--- START ---
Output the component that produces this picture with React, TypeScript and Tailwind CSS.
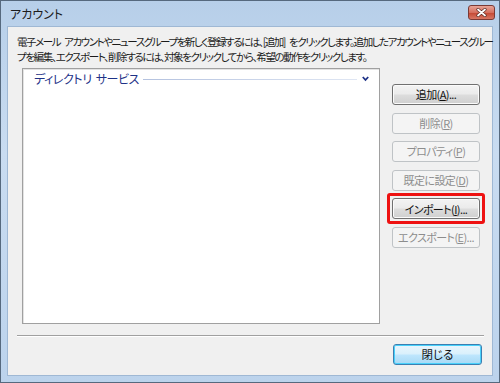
--- END ---
--- START ---
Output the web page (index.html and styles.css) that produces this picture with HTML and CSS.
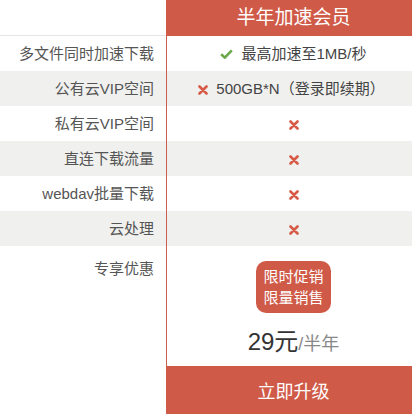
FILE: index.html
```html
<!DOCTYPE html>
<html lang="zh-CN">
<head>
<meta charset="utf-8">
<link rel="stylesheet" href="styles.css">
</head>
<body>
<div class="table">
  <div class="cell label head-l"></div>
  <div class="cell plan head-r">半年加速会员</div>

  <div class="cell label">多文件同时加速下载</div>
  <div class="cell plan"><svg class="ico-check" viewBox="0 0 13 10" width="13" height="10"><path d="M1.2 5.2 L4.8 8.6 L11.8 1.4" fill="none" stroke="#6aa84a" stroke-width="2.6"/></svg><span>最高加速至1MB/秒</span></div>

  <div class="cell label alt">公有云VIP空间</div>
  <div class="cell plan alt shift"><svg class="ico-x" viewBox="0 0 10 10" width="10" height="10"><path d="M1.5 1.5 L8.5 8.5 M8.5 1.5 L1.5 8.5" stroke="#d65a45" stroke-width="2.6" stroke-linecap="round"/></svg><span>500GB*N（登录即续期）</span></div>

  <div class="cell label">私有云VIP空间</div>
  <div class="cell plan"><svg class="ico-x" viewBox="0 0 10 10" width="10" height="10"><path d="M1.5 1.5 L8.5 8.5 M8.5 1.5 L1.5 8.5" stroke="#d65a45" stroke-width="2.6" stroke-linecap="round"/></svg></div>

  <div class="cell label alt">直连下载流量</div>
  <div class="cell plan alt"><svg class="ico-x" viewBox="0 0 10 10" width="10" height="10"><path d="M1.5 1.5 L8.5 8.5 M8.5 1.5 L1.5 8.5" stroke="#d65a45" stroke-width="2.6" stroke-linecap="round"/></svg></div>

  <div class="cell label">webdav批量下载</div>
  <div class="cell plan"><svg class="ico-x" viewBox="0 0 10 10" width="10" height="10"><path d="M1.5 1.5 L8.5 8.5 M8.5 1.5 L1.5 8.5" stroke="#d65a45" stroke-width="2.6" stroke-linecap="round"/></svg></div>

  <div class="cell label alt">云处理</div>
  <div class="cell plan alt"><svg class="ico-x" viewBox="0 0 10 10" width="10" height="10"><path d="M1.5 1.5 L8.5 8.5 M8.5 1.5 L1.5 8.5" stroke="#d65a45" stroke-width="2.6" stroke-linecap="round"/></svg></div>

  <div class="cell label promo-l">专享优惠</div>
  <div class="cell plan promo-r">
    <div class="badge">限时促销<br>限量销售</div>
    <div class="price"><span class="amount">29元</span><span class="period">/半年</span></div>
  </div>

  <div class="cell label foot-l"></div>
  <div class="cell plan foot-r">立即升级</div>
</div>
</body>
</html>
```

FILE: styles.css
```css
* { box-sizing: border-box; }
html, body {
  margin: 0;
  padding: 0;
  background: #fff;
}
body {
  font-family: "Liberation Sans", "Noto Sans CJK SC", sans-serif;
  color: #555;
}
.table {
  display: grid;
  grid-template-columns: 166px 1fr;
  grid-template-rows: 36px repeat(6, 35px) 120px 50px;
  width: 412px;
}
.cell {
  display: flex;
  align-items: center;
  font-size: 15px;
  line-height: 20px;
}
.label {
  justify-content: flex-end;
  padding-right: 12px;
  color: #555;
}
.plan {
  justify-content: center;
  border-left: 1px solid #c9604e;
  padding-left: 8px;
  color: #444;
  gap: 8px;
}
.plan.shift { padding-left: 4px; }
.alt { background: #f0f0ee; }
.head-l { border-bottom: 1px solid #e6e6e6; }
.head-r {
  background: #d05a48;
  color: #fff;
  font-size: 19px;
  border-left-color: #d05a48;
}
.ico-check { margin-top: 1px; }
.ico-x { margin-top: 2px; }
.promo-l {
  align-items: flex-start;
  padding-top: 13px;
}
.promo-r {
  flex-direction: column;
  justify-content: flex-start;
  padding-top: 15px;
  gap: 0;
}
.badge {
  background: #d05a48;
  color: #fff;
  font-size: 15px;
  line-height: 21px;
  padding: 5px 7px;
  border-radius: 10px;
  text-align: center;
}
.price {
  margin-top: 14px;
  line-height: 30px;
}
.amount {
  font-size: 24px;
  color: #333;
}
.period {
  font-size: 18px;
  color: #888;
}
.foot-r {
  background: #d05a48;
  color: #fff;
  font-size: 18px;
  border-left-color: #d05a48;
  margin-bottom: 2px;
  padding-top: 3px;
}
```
--- END ---
--- START ---
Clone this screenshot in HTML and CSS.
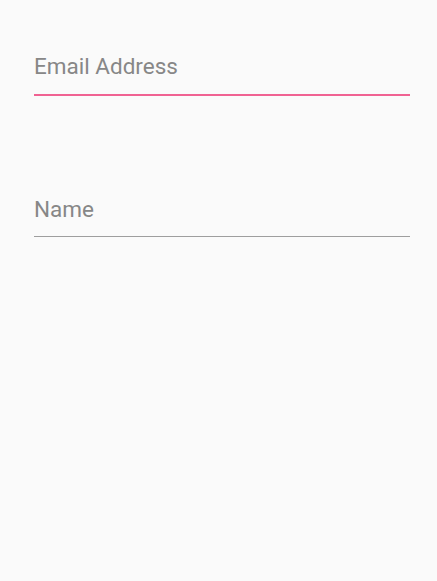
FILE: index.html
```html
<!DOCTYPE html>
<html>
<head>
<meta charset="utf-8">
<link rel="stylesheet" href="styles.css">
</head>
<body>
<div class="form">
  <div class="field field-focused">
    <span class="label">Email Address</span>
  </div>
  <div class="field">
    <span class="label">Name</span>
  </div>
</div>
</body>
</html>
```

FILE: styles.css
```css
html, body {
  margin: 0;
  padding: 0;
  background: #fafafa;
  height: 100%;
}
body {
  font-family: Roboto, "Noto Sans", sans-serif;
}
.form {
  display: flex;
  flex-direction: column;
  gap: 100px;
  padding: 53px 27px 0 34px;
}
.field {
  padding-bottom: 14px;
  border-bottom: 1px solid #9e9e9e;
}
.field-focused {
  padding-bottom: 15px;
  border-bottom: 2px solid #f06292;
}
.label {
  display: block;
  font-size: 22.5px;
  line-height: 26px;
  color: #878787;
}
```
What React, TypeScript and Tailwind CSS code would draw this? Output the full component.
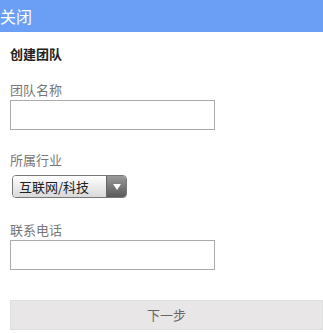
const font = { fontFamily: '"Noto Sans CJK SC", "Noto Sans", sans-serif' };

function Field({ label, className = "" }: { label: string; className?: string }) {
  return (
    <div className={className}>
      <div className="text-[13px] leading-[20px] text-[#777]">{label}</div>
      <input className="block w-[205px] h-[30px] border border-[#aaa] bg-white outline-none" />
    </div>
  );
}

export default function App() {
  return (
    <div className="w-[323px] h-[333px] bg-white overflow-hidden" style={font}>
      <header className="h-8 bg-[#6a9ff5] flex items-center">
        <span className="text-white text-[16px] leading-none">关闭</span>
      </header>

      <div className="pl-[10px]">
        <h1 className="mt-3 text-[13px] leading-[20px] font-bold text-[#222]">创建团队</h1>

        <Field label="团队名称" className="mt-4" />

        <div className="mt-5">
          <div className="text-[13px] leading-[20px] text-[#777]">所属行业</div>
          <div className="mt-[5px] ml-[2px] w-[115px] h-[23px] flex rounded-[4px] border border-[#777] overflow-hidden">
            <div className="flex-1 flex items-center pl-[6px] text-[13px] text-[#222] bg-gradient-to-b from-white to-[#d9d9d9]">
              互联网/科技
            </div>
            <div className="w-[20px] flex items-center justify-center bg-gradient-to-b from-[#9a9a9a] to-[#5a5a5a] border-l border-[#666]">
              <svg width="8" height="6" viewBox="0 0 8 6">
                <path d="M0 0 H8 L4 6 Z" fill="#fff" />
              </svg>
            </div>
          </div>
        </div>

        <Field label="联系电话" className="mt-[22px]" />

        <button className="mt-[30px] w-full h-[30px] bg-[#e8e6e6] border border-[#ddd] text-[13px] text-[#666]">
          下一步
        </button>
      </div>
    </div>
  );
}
--- END ---
**Problem requirements:** Find all lines with "Tailwind" in them and copy each one.

**Finished exercise:**
Output the component that produces this picture with React, TypeScript and Tailwind CSS.
What React, TypeScript and Tailwind CSS code would draw this? Output the full component.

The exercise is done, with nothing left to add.